A few days after our interview, I trekked to a basement gallery in Manhattan to see Iceage perform, but by the time I arrived the fire department had already shut down the gig. The next evening, the band successfully played a packed show in a cramped, attic-like performance space attached to a bar in the Bushwick neighborhood of Brooklyn. Iceage blasted through the new album as a sweat-drenched Rønnenfelt gyrated around the small stage. There was no patter—the songs songs collided into each other, Ramones-style. A saxophonist brought a bleating, free-jazz element to the roar. The noise volume evidently caused several vinyl records taped to the balcony to fall loose and land on fans' heads

Such energy takes a toll. In 2015, the band spent four grueling months touring North America and Europe. "Many times we've been on the brink of insanity," says Rønnenfelt, back at the Matador office, where loud construction noises from outside sounded like they were auditioning to join Iceage. For Beyondless, Iceage will tour America for just two months, beginning in May, and he has mixed feelings about it. "Sometimes you go to a tiny city you've never heard about, and it has the best crowds [because] kids are bored and have nothing to do," says Rønnenfelt. "Sometimes it's dead as hell. And generic and depressing. You never know with these small towns."

Over the years, Rønnenfelt has developed a reputation as a prickly, guarded rocker—a Fader profile once dubbed him "Rock's Most Difficult Frontman"—and as a gifted writer with a knack for tangled, disturbing imagery. "He has these periods when he secludes himself to writing and we don't see much of him," says Bysted. "The lyrics part is something that no one really messes with. He's so brilliant at it—it's his turf."

Bysted has known the singer since he was a precocious 13-year-old, soaking up old records like a post-punk sponge. "He was a really weird kid," Bysted says. "Early on, he just knew so much music. He could talk to a 50-year-old guy about music from the late '70s or something weird from the beginning of the '90s."

Rønnenfelt's lyrics elude simplistic interpretation, and Beyondless benefits from the singer's dark imagination. On "Hurrah," he seems to adopt the perspective of a bloodthirsty soldier: "Cuz we can't stop killing / And we'll never stop killing / And we shouldn't stop killing," goes the pummeling chorus. "It's about warfare and the cruelty of man and the deep-rooted instinct to kill your neighbor," says Rønnenfelt, who is disturbed by the rise of far-right nationalism in Europe and America. "It's important to acknowledge how dangerous we are, and how that potential lies in most of us."

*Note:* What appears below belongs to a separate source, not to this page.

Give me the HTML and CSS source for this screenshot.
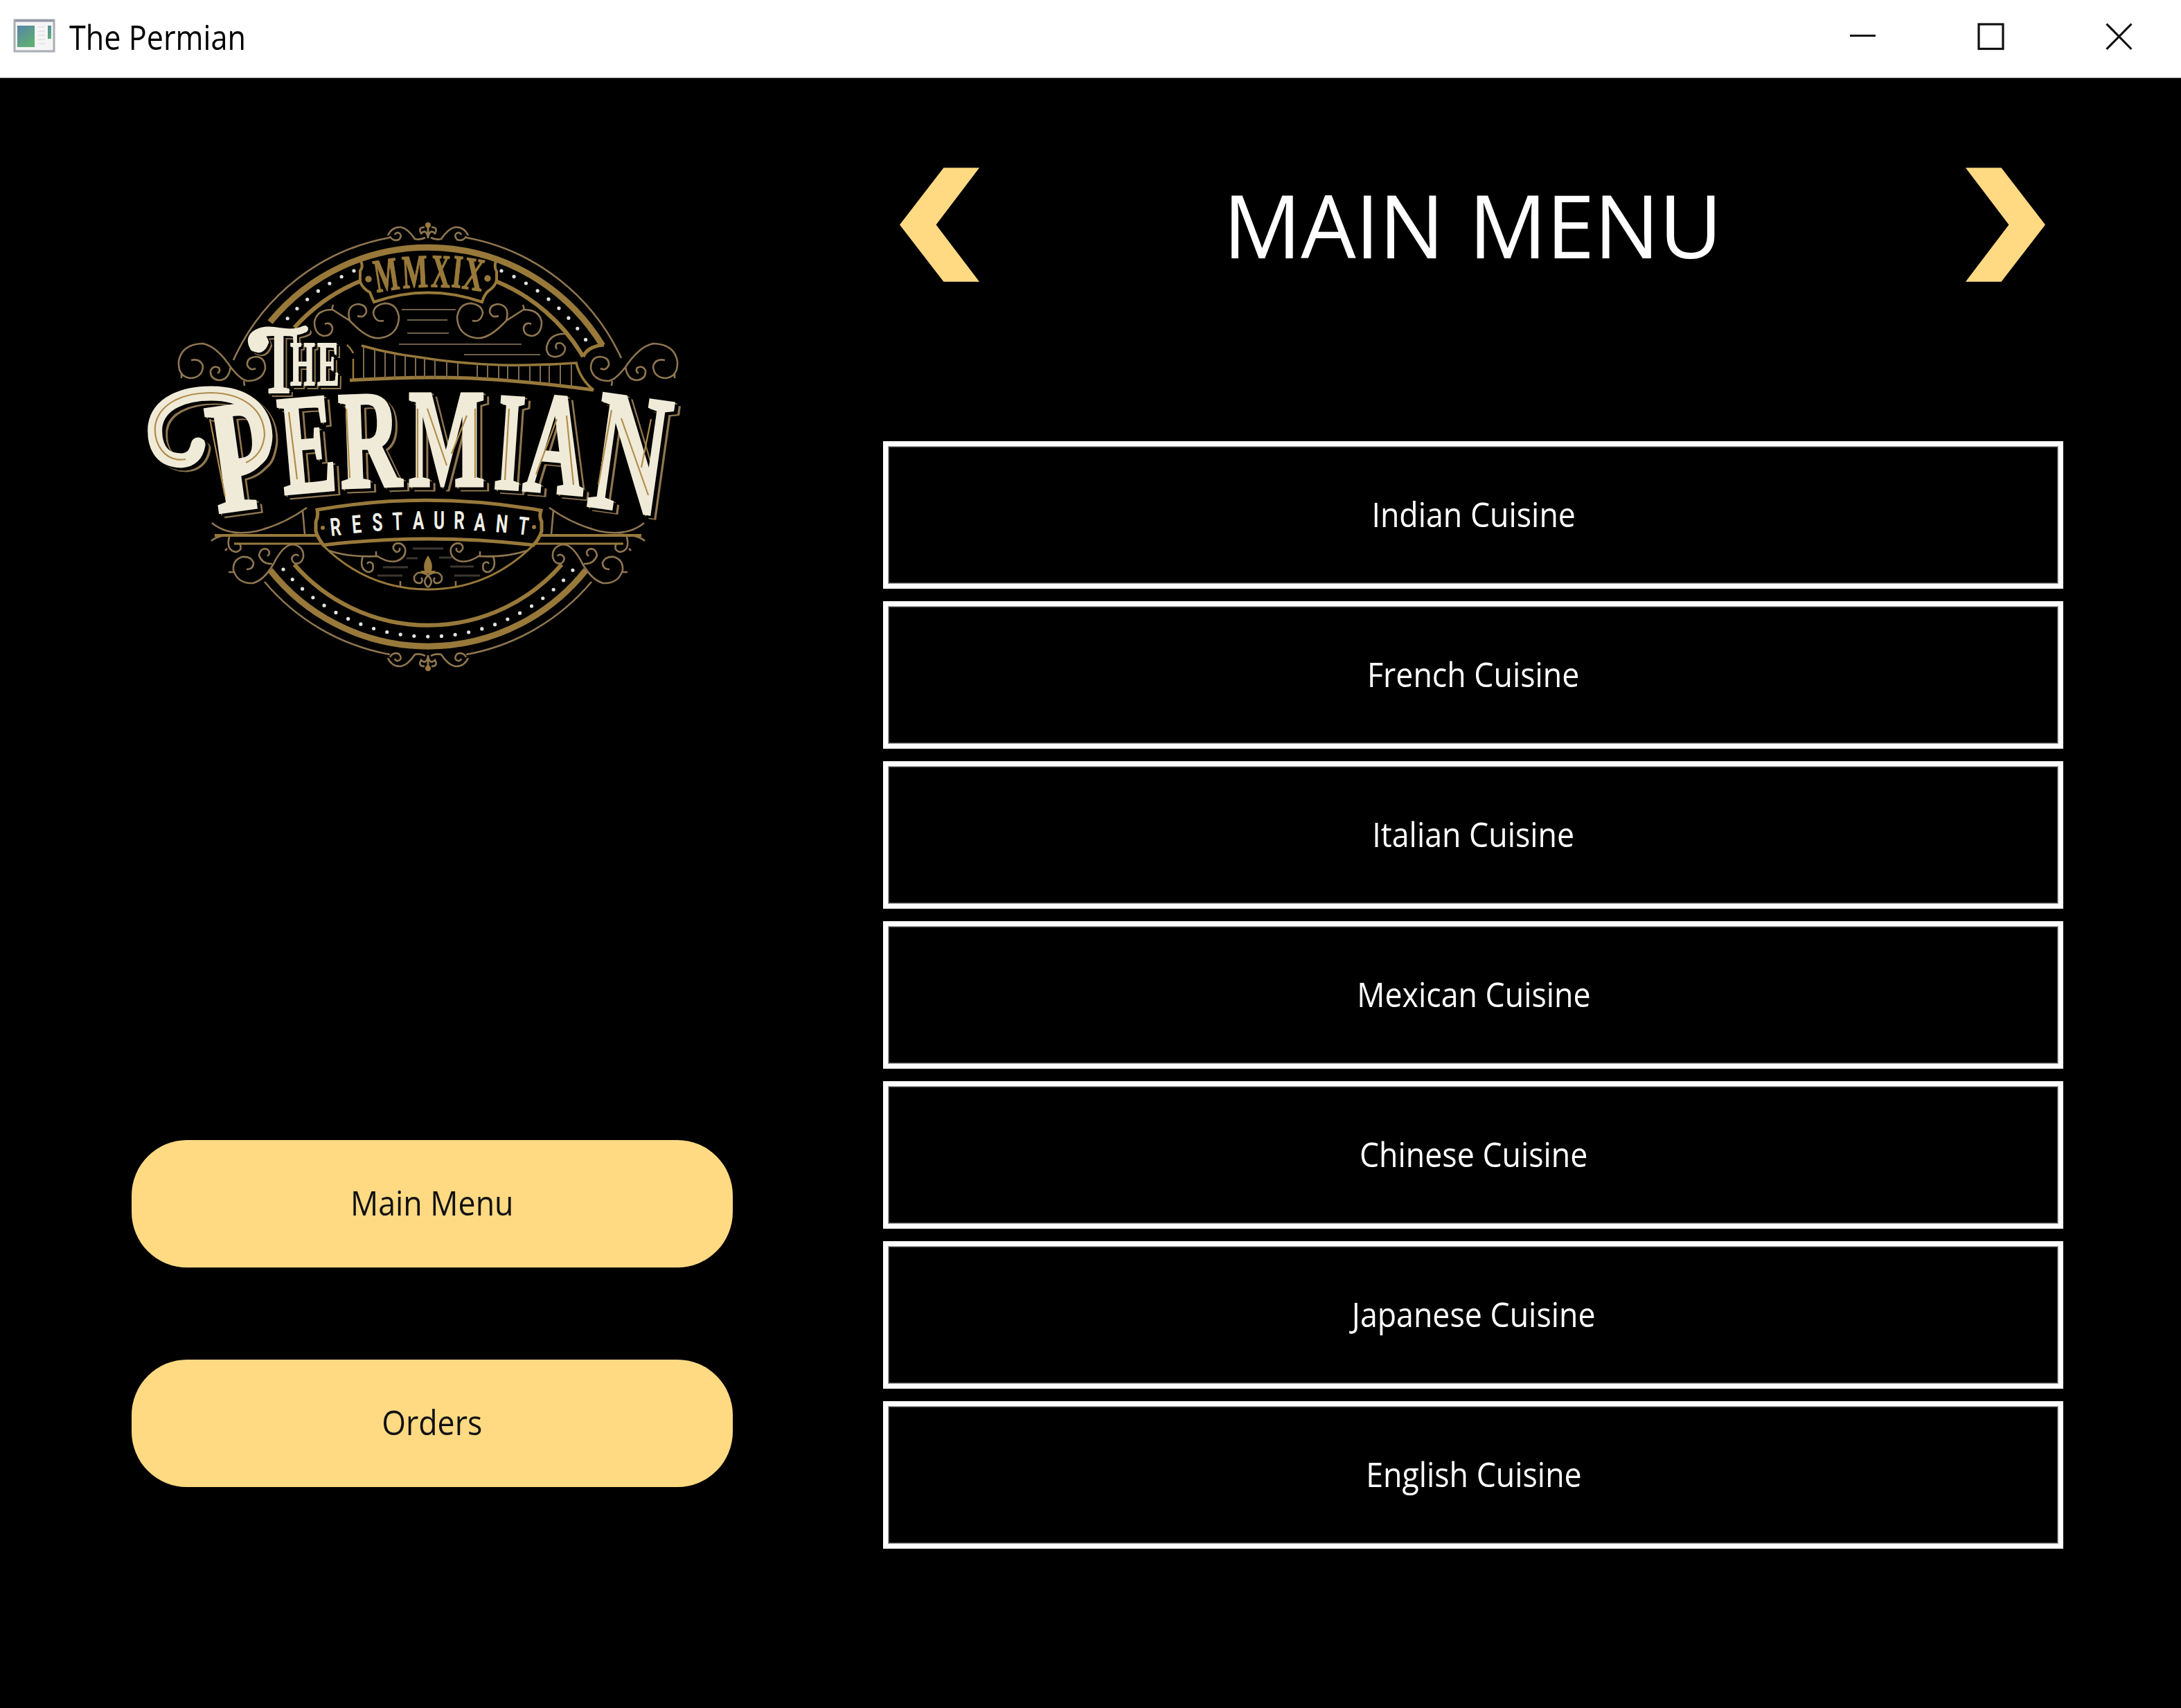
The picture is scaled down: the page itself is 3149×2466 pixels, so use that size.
FILE: index.html
```html
<!DOCTYPE html>
<html lang="en">
<head>
<meta charset="utf-8">
<title>The Permian</title>
<link rel="stylesheet" href="styles.css">
</head>
<body>
<div class="window">
  <header class="titlebar">
    <svg class="app-icon" viewBox="0 0 62 52">
      <defs>
        <linearGradient id="pane" x1="0" y1="0" x2=".6" y2="1"><stop offset="0" stop-color="#5685a8"/><stop offset="1" stop-color="#5fae74"/></linearGradient>
      </defs>
      <rect x="2" y="2" width="57" height="45" fill="#f5f5f6" stroke="#a9adb4" stroke-width="3"/>
      <path d="M3 3H58" stroke="#9096a3" stroke-width="3"/>
      <rect x="6" y="10" width="25" height="31" fill="url(#pane)"/>
      <path d="M36 12H46M36 18H46M36 24H46M36 30H46M36 36H46" stroke="#e6e6e8" stroke-width="2"/>
      <rect x="50" y="10" width="5" height="19" fill="url(#pane)"/>
    </svg>
    <span class="title">The Permian</span>
    <div class="controls">
      <svg class="control" viewBox="0 0 40 40"><path d="M1 18.500H38"/></svg>
      <svg class="control" viewBox="0 0 40 40"><rect x="2" y="2" width="35" height="35.500"/></svg>
      <svg class="control" viewBox="0 0 40 40"><path d="M1.500 1.500L37.500 38M37.500 1.500L1.500 38"/></svg>
    </div>
  </header>
  <main class="content">
    <aside class="sidebar">
      <svg class="logo" viewBox="200 310 800 670">
        <defs>
          <g id="scrolls">
            <path d="M469 468q8-4 11 5q0 12-13 12q-13-3-13-20q3-18 26-18L505 463q26 28 44 25q26-4 27-30q-3-20-20-20q-16 2-17 14q3 14 15 11M505 463q-6-22 12-24q12 1 12 11q-3 10-13 6M479 447l2-7"/>
            <path d="M276 520q14-3 17 9q-1 16-18 17q-18-2-17-24q4-25 35-26q20 4 40 34q14 18 24 20q22 0 26-18q0-16-13-17q-14 1-13 12q4 9 12 5M333 530q-3 19-17 19q-13-2-12-14q4-8 12-4q3 5-2 8M262 538v8M352 550l1 7"/>
            <path d="M356 822q10 0 10-10q-4-9-16-8q-14 4-13 19q6 20 28 19q16-4 30-28q14-28 28-28q16 3 15 18q-3 12-13 9q-7-6-1-11q5-3 7 1M393 814q-14 1-19-12q2-12 12-9q6 5 0 10M338 826h-8"/>
            <path d="M331 775q-5 20 10 22q10-3 5-12h-8M328 792l-3 3"/>
            <path d="M306 755Q330 775 370 767Q410 757 443 733M437 737L440 771M305 781Q316 771 345 772"/>
            <path d="M475 795q30 10 70 8q15 10 28 7q14-5 12-18q-4-10-14-7q-7 6 1 12q6 0 5-6M524 803q-6 18 7 23q10 0 7-12q-5-5-8 0M543 803v-7M578 847v-8"/>
            <path d="M618 848q10-8-1-18q-14-8-19 3q-1 9 9 9q5-4 1-8"/>
          </g>
          <g id="crest">
            <path d="M560 340q6-13 19-12q10 2 20 17q8 2 15-2M563 341q4 8 13 5q5-6 1-9q-5-3-7 2M618 326v18M618 342q-3-12-10-5q-5-9 5-9"/>
          </g>
        </defs>

        <!-- rings -->
        <g class="gold">
          <path stroke-width="9" d="M390 465A295 295 0 0 1 870 499"/>
          <path stroke-width="6" d="M425 473A260 260 0 0 1 520 406M716 406A260 260 0 0 1 842 515"/>
          <path stroke-width="5" d="M842 515q6-15 30-17"/>
          <path stroke-width="9" d="M390 823A291 291 0 0 0 846 823"/>
          <path stroke-width="6" d="M425 815A256 256 0 0 0 811 815"/>
        </g>
        <g class="fine">
          <path d="M337 520A308 308 0 0 1 563 343M673 343A308 308 0 0 1 897 517"/>
          <path d="M382 840A308 308 0 0 0 563 945M673 945A308 308 0 0 0 854 840"/>
        </g>
        <g class="beads">
          <path stroke-dasharray="0 19.800" d="M511 391A277 277 0 0 0 414 461"/>
          <path stroke-dasharray="0 19.900" d="M724 391A277 277 0 0 1 846 491"/>
          <path stroke-dasharray="0 19.780" d="M409 822A274.600 274.600 0 0 0 828 822"/>
        </g>

        <!-- scrollwork, mirrored about the vertical axis -->
        <g class="fine">
          <use href="#scrolls"/>
          <use href="#scrolls" transform="translate(1236 0) scale(-1 1)"/>
          <use href="#crest"/>
          <use href="#crest" transform="translate(1236 0) scale(-1 1)"/>
          <use href="#crest" transform="translate(0 1290) scale(1 -1)"/>
          <use href="#crest" transform="translate(1236 1290) scale(-1 -1)"/>
          <path d="M817 482q-26-1-28 22q2 12 14 11q13-2 13-13q-4-9-12-6q-3 4 0 8"/>
        </g>
        <g class="finials">
          <circle cx="618" cy="325" r="4"/><circle cx="618" cy="965" r="4"/>
          <path d="M618 802q10 15 3 26h-6q-7-11 3-26zM608 824h20v4h-20z"/>
        </g>
        <g class="rules">
          <path d="M580 447H658M588 462H646M588 481H648M576 497H753M670 512H780"/>
          <path class="dim" d="M553 819H589M545 831H581M587 806H603M596 792H640M634 805H652M650 818H684M656 831H693"/>
        </g>

        <!-- bridge -->
        <g class="gold">
          <path stroke-width="3.500" d="M522 499Q560 510 600 515Q660 525 723 527Q780 528 832 524Q838 548 857 563"/>
          <path stroke-width="5" d="M505 549Q600 543 680 546Q760 550 857 563"/>
          <path stroke-width="2.500" d="M510 549V518M510 510q-4-8-9-12"/>
        </g>
        <path class="cables" d="M525 500V548M541 505V547M556 508V547M570 511V547M585 513V546M600 515V546M613 517V546M628 519V546M645 521V546M661 523V546M689 525V547M704 526V547M720 527V548M733 527V549M749 527V550M765 527V552M780 527V553M793 527V554M809 526V556M825 525V558"/>

        <!-- year badge -->
        <path class="gold" stroke-width="4" d="M521 377q4 8-1 14v16q4 10 14 15q3 8 6 14Q618 409 696 436q3-10 8-15q12-8 13-17v-12q-4-6-1-15"/>
        <g class="year">
          <circle cx="532" cy="403" r="4"/><circle cx="704" cy="402" r="4"/>
          <text transform="translate(544 422) rotate(-9) scale(.54 1)">M</text>
          <text transform="translate(582 416) rotate(-3) scale(.57 1)">M</text>
          <text transform="translate(622 414) rotate(2) scale(.56 1)">X</text>
          <text transform="translate(651 414) rotate(6) scale(.54 1)">I</text>
          <text transform="translate(666 416) rotate(9) scale(.6 1)">X</text>
        </g>

        <!-- name banner -->
        <g class="gold">
          <path stroke-width="4" d="M310 773H458M778 773H926"/>
          <path stroke-width="3" d="M338 785H466M770 785H900"/>
          <path stroke-width="5" d="M458 736Q618 708 781 737q-3 10 1 16v14q-4 12-12 20Q618 769 467 787q-8-10-11-20v-14q4-8 2-17z"/>
          <path stroke-width="3" d="M466 787Q530 851 618 851Q706 851 770 787"/>
        </g>
        <g class="banner">
          <text transform="translate(478 774) rotate(-6) scale(.68 1)">R</text>
          <text transform="translate(509 770) rotate(-5) scale(.68 1)">E</text>
          <text transform="translate(538 767) rotate(-3) scale(.68 1)">S</text>
          <text transform="translate(567 765.500) rotate(-2) scale(.66 1)">T</text>
          <text transform="translate(596 764) scale(.68 1)">A</text>
          <text transform="translate(626 764) scale(.68 1)">U</text>
          <text transform="translate(655 763.500) rotate(1) scale(.68 1)">R</text>
          <text transform="translate(684 766) rotate(3) scale(.68 1)">A</text>
          <text transform="translate(715 768) rotate(5) scale(.68 1)">N</text>
          <text transform="translate(747 771) rotate(7) scale(.66 1)">T</text>
        </g>
        <g class="finials"><circle cx="466" cy="762" r="3"/><circle cx="771" cy="761" r="3"/></g>

        <!-- wordmark -->
        <g class="wordmark small">
          <text font-size="138" transform="translate(376 567) scale(.58 1)">T</text>
          <text font-size="92" transform="translate(419 556) scale(.5 1)">H</text>
          <text font-size="92" transform="translate(458 556) scale(.52 1)">E</text>
          <path class="swash" stroke-width="10" d="M381 496q-12 2-9-7q8-6 11 5q-5 15-17 8q-8-14 4-21q12-7 32-3q24 4 38-3"/>
        </g>
        <g class="wordmark">
          <text font-size="228" transform="translate(314 740) rotate(-8) scale(.68 1)">P</text>
          <text font-size="205" transform="translate(410 713) rotate(-5) scale(.58 1)">E</text>
          <text font-size="201" transform="translate(492 704) rotate(-2) scale(.61 1)">R</text>
          <text font-size="201" transform="translate(590 701) scale(.58 1)">M</text>
          <text font-size="201" transform="translate(712 704) rotate(4) scale(.5 1)">I</text>
          <text font-size="209" transform="translate(754 707) rotate(5) scale(.58 1)">A</text>
          <text font-size="248" transform="translate(846 729) rotate(8) scale(.6 1)">N</text>
          <path class="swash" stroke-width="21" d="M286 642Q282 664 262 665C230 665 222 640 224 615C229 582 265 568 305 568C352 568 382 590 383 630C382 655 365 676 338 678"/>
        </g>
        <path class="inlay" d="M268 663C237 668 222 640 224 615C229 582 265 567 305 567C350 568 381 590 382 628C380 650 368 662 355 668M303 605L325 717M417 595L429 692M500 590L505 690M603 590V690M617 590L645 672M652 655L674 600M686 590V690M735 590L729 693M804 605L774 685M818 600L828 700M883 592L864 700M897 604L936 715M940 605L926 675"/>
      </svg>
      <nav class="nav">
        <button class="nav-button"><span class="label">Main Menu</span></button>
        <button class="nav-button"><span class="label">Orders</span></button>
      </nav>
    </aside>
    <section class="menu">
      <div class="menu-head">
        <svg class="arrow" viewBox="0 0 116 166"><path d="M64 0H116L53 83L116 166H64L0 83Z"/></svg>
        <h1 class="heading">MAIN MENU</h1>
        <svg class="arrow" viewBox="0 0 116 166"><path d="M52 0H0L63 83L0 166H52L116 83Z"/></svg>
      </div>
      <ul class="cuisines">
        <li class="cuisine"><span class="label">Indian Cuisine</span></li>
        <li class="cuisine"><span class="label">French Cuisine</span></li>
        <li class="cuisine"><span class="label">Italian Cuisine</span></li>
        <li class="cuisine"><span class="label">Mexican Cuisine</span></li>
        <li class="cuisine"><span class="label">Chinese Cuisine</span></li>
        <li class="cuisine"><span class="label">Japanese Cuisine</span></li>
        <li class="cuisine"><span class="label">English Cuisine</span></li>
      </ul>
    </section>
  </main>
</div>
</body>
</html>
```
FILE: styles.css
```css
* { box-sizing: border-box; }

body {
  margin: 0;
  background: #000;
  font-family: "Open Sans", "Noto Sans", sans-serif;
  font-size: 48.5px;
  color: #fff;
}

.window {
  display: flex;
  flex-direction: column;
  width: 3149px;
  height: 2466px;
  overflow: hidden;
}

.titlebar {
  display: flex;
  align-items: center;
  flex: none;
  height: 113px;
  padding: 0 69px 6px 19px;
  background: #fff;
  border-bottom: 1px solid #777;
  color: #000;
}

.app-icon { width: 62px; height: 52px; }

.title {
  margin-left: 19px;
  transform: scaleX(.89);
  transform-origin: left;
}

.controls {
  display: flex;
  gap: 145px;
  margin-left: auto;
}

.control {
  width: 40px;
  height: 40px;
  fill: none;
  stroke: #111;
  stroke-width: 3.2;
}

.content {
  display: flex;
  flex: 1;
  background: #000;
}

.sidebar {
  width: 1275px;
  padding: 197px 0 0 190px;
}

.logo {
  display: block;
  width: 800px;
  height: 670px;
  margin-left: 10px;
}

.nav {
  display: flex;
  flex-direction: column;
  gap: 133px;
  width: 868px;
  margin-top: 666px;
}

.nav-button {
  height: 184px;
  padding: 0 0 4px;
  border: 0;
  border-radius: 80px;
  background: #ffda82;
  color: #111;
  font: inherit;
}

.label {
  display: inline-block;
  transform: scaleX(.922);
}

.menu {
  width: 1704px;
  padding-top: 129px;
}

.menu-head {
  display: flex;
  justify-content: space-between;
  align-items: center;
  height: 165px;
  padding: 0 26px 0 24px;
}

.arrow {
  width: 115px;
  height: 165px;
  fill: #ffda82;
}

.heading {
  margin: 0;
  font-size: 125.5px;
  font-weight: 400;
  line-height: 166px;
  letter-spacing: -.8px;
  word-spacing: 4px;
}

.cuisines {
  display: flex;
  flex-direction: column;
  gap: 18px;
  margin: 230px 0 0;
  padding: 0;
  list-style: none;
}

.cuisine {
  display: flex;
  align-items: center;
  justify-content: center;
  height: 213px;
  padding: 0 0 3px 1px;
  border: 7px solid #fff;
  box-shadow: inset 0 0 0 1px #aaa, inset 0 0 0 2px #444;
}

.gold { fill: none; stroke: #98793a; }
.fine { fill: none; stroke: #8f7650; stroke-width: 2.6; }
.beads { fill: none; stroke: #dfe3e6; stroke-width: 5.2; stroke-linecap: round; }
.finials { fill: #98793a; }
.rules { fill: none; stroke: #6f6046; stroke-width: 2.2; }
.dim { stroke: #3c362f; stroke-width: 3; }
.cables { fill: none; stroke: #7d6d50; stroke-width: 2; }

.year {
  fill: #98793a;
  stroke: #98793a;
  stroke-width: 1.5;
  font: bold 68px "Liberation Serif", serif;
}

.banner {
  fill: #eeeee6;
  font: bold 36px Roboto, sans-serif;
}

.wordmark {
  fill: #f0ebd8;
  stroke: #f0ebd8;
  stroke-width: 5;
  font-family: "Liberation Serif", serif;
  font-weight: bold;
  filter: drop-shadow(5px 4px 0 #000) drop-shadow(3px 2px 0 #8f7650);
}

.small {
  stroke-width: 2;
  filter: drop-shadow(3px 3px 0 #000) drop-shadow(2px 2px 0 #8f7650);
}

.swash {
  fill: none;
  stroke-linecap: round;
}

.inlay { fill: none; stroke: #b08d4c; stroke-width: 2.2; }
```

Rønnenfelt never finished high school (Iceage formed when the band members were 16 and 17), but he reads incessantly. The group's songs have been inspired by, among other books, Story of the Eye by Georges Bataille—which prompted the singer's own interest in writing—and Jean Genet's The Thief's Journal, both notable for their shocking and frank depictions of sexual exploits. He found the word beyondless in Worstward Ho, a book by Samuel Beckett. "He plays a lot with breaking apart language and constructing incorrect sentences that give new meanings," says Rønnenfelt. "Beyondless is just a word that I discovered doesn't exist. It still suggests a perfect meaning to me—that beyond followed by less couldn't [exist]."

The paradoxical term also evokes the band's knack for nodding to punk and post-punk achievements of the past while crafting something urgent and new. Richard Hell would be proud—or rather, he is.